I'm in my garden, tending salad, harvesting for market, preparing slaughter of cattle, looking for winter work and dumbfounded at the work necessary for that. I'm gettin it done. But I'm also watching out for toads and observing the history around me. The unmarked, mysterious buriel ground next door, that is marked on a deed but lost to time and land activities, the black cemetary next door (loyalist free folks or slaves?) the village of Beaulieu close somewhere and the home of Beausoeil, and ancient further the Maritime Archaic; Its the fabulous history that picks me up this time, grounds me. I think then of sacred things and it helps me carry on.
Take care, stay strong; and have a bon adventure!

Blessings to the farmers

4 comments:

DonPedro aka Paesagn said...

Take care and stay strong too!

Ruth Trowbridge said...

blessings back, your song is mine, your words hitting the nail on the head, may I link to this post on my little blog? i am glad you decided not to stop blogging, there would be no voice of reason in the darkness if you did - peace

Unknown said...

A-Girl: I've read your blog for about a year, and it's sad to hear you frustrated. I couldn't agree more on your points about the difficulty of convincing people the importance of local food and small, independent farmers. Good luck with whatever ventures happen next.

anne said...

Hi and thanks for your comments Josh...cultivating the soil - its in my blood, I have a sweet farm, and I'm up for the challenge. I do need to focus my thinking and reflection and determine which of the many compelling topics I'll write about here.

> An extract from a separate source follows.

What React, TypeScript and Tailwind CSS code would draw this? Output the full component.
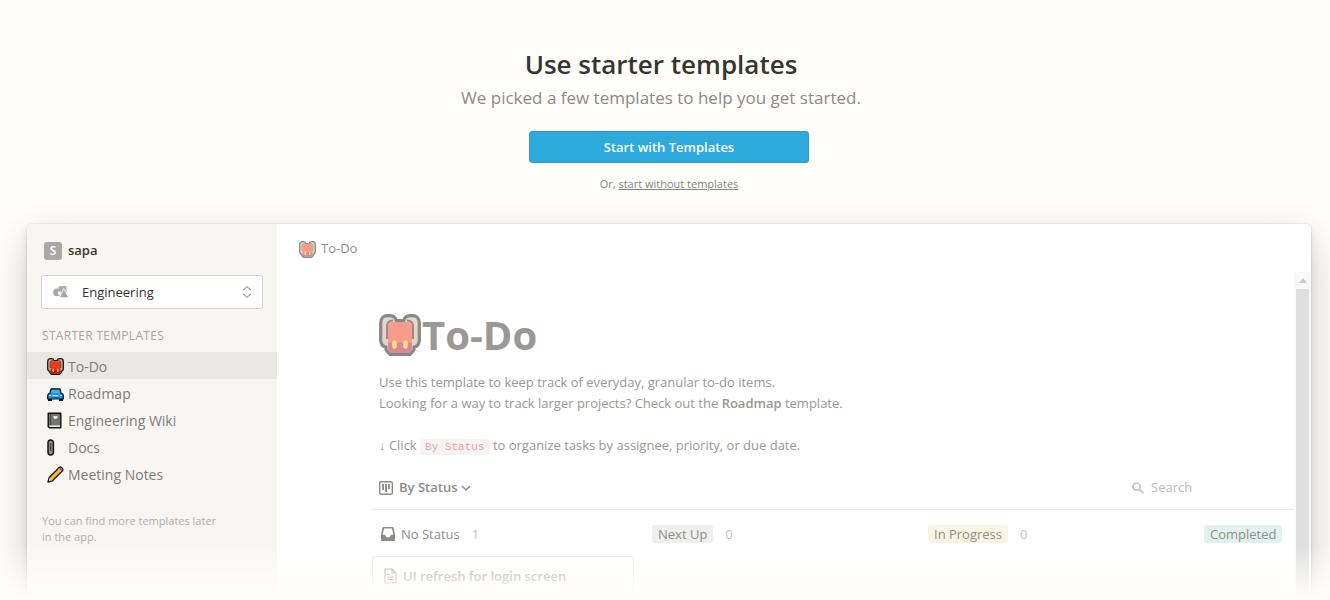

I can understand why people choose to remain ignorant: its a heavy burden at times to be open to learning about the many ways ecological sufficienct is threatened. Why, which how, when...are things I'm questioning regarding continuity of my blog.
Everything I want to write about is somehow related to the farm, so this market day (great sales today)
I'm feeling my broad evrywhichway blog and its themes do rest quite happily on the farm. ...the pen is still attached.